Covid grave aumenta risco de doença mental depois da alta hospitalar
Pacientes que tiveram Covid-19 moderada ou grave apresentam alta prevalência de transtornos psiquiátricos como ansiedade, depressão e estresse pós-traumático, além de perdas cognitivas relacionadas a memória e atenção, meses depois da alta hospitalar. Isso é o que mostra um estudo conduzido pelo Hospital das Clínicas da Universidade de São Paulo, publicado no periódico General Hospital Psychiatry.
O artigo apresenta resultados preliminares do acompanhamento de 425 pacientes que foram avaliados entre seis e nove meses após a internação. Todos foram pacientes internados no Hospital das Clínicas da USP entre os meses de março e setembro de 2020. Aqueles que precisaram de tratamento na Unidade de Terapia Intensiva (UTI) foram considerados graves e os demais, moderados. Para o estudo, foram submetidos a entrevista psiquiátrica e testes cognitivos.
Os achados apontam uma prevalência de transtorno mental comum de 32,2% neste grupo de pacientes pós-covid - um percentual maior do que o observado na população geral brasileira (21,1%).
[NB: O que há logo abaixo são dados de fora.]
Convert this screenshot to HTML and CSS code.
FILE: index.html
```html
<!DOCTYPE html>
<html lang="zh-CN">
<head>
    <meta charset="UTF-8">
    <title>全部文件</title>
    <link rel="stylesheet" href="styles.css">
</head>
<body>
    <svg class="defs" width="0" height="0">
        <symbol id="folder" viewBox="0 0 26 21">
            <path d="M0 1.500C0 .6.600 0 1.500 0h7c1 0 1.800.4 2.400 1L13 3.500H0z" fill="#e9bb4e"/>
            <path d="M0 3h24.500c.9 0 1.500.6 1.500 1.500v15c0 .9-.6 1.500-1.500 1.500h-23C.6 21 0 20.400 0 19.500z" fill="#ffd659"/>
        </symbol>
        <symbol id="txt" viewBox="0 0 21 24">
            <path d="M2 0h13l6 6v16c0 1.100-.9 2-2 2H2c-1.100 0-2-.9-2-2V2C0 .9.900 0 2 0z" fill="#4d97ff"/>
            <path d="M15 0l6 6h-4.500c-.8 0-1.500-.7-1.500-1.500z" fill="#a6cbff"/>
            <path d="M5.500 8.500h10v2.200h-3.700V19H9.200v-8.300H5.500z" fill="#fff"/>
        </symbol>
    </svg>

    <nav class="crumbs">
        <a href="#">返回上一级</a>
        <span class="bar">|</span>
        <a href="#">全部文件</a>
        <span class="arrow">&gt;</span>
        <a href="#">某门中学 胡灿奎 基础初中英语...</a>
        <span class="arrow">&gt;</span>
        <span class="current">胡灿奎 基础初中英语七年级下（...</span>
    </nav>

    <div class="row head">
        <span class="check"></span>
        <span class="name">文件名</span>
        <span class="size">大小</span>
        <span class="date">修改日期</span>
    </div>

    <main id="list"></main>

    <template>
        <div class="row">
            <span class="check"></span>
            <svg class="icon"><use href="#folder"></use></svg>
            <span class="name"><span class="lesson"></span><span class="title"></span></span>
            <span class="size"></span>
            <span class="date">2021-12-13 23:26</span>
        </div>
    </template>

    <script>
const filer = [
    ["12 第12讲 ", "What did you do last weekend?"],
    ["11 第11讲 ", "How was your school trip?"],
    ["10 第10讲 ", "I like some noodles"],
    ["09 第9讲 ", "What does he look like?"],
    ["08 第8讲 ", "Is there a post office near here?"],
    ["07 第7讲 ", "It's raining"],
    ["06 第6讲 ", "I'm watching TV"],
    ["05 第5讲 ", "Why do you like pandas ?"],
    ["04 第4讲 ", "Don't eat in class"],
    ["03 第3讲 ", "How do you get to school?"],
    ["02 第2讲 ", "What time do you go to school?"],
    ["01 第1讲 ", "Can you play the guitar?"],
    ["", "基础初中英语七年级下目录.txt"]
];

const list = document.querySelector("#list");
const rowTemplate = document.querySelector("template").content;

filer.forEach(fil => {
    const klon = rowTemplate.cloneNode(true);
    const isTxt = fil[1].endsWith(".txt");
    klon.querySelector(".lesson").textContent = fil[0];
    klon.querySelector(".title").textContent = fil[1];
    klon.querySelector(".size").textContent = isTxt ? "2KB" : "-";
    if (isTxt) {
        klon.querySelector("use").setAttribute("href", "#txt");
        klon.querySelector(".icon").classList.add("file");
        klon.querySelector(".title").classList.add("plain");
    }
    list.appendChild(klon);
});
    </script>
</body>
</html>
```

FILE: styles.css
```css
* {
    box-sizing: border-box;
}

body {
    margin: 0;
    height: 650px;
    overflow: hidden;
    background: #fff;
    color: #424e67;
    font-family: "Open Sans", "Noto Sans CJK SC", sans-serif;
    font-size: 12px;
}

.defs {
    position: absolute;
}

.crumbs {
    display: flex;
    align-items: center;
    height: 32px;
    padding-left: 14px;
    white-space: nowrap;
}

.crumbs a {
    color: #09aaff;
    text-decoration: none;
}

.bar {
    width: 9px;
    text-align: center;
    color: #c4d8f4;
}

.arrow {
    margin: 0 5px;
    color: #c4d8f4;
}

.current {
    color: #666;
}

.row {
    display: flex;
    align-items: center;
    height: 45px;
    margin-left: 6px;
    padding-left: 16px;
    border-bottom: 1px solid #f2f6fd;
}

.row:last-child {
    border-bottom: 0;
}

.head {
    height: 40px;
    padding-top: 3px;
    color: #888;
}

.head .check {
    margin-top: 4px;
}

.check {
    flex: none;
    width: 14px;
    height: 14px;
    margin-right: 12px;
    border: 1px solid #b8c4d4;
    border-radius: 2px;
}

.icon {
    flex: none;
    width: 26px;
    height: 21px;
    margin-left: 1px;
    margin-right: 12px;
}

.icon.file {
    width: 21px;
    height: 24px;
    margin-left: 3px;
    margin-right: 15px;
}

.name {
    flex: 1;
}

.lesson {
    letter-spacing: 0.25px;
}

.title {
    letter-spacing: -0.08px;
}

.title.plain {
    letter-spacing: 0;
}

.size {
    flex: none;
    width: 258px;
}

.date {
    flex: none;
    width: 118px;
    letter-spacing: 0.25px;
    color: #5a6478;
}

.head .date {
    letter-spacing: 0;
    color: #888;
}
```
A ação direta do vírus no Sistema Nervoso Central, além da própria inflamação e das alterações de coagulação causadas pela doença, estaria por trás desses danos a longo prazo - a famosa covid longa. "Muito possivelmente o vírus provoca uma afecção direta no Sistema Nervoso Central", diz Rodolfo Furlan Damiano, psiquiatra do Hospital Israelita Albert Einstein e um dos autores da pesquisa.
Isso porque, apesar de que o próprio estresse pode predispor os pacientes de Covid-19 a transtornos psiquiátricos, não houve correlação entre estes casos e fatores estressantes como a perda de um parente próximo ou prejuízos financeiros, nem com a gravidade ou tempo de internação.
Por ser uma doença nova, ainda não se sabe o alcance e a duração desses prejuízos. "Nas questões psiquiátricas, como depressão e ansiedade, temos observado uma boa resposta com os medicamentos usuais", observa Damiano. Em relação à fadiga e aos sintomas cognitivos, como perda de memória, pouco se sabe ainda. Mas os médicos já têm algumas pistas: "Há os pacientes que se recuperam totalmente. Mas naqueles que já têm doenças degenerativas, como o Alzheimer, a Covid pode acelerar sua progressão", observa. Os resultados do estudo ressaltam a importância da vacinação, para reduzir os danos causados pela doença. "Sabe-se que o impacto da Covid é muito menor nos casos leves", complementa Damiano.
Aumento global da depressão no mundo
O impacto da Covid-19 na saúde mental é um fenômeno mundial: só no primeiro ano da pandemia houve um aumento global de 25% nos casos de depressão e ansiedade, segundo um relatório recente da Organização Mundial da Saúde (OMS). Além da doença em si, condições como o isolamento social, perdas financeiras, medo e luto estão por trás desse crescimento.
Esse cenário traz o desafio de diagnosticar e tratar esses pacientes. "Um grande estudo recente, publicado na revista Lancet, mostra que, em países de baixa renda, apenas 27% dos pacientes portadores de depressão têm acesso a serviços de saúde mental, enquanto apenas 6% desses pacientes têm acesso ao tratamento farmacológico e psicoterápico adequado, por exemplo", diz o psiquiatra Luiz Zoldan, também do Hospital Israelita Albert Einstein. "Além disso são problemas de saúde cercados de estigma e preconceito da sociedade em geral, com isso, a própria pessoa pode demorar a reconhecer que precisa de ajuda", continua ele.
Tanto é assim que esse artigo recém-publicado no renomado periódico Lancet chama a atenção para a necessidade urgente, especialmente em tempos de Covid-19, de saber lidar com o que eles consideram uma das principais causas de sofrimento evitável. E, como essas doenças impactam todos os aspectos da vida da pessoa, desde relações pessoais até a capacidade produtiva, o quanto antes forem diagnosticadas e devidamente tratadas, melhor.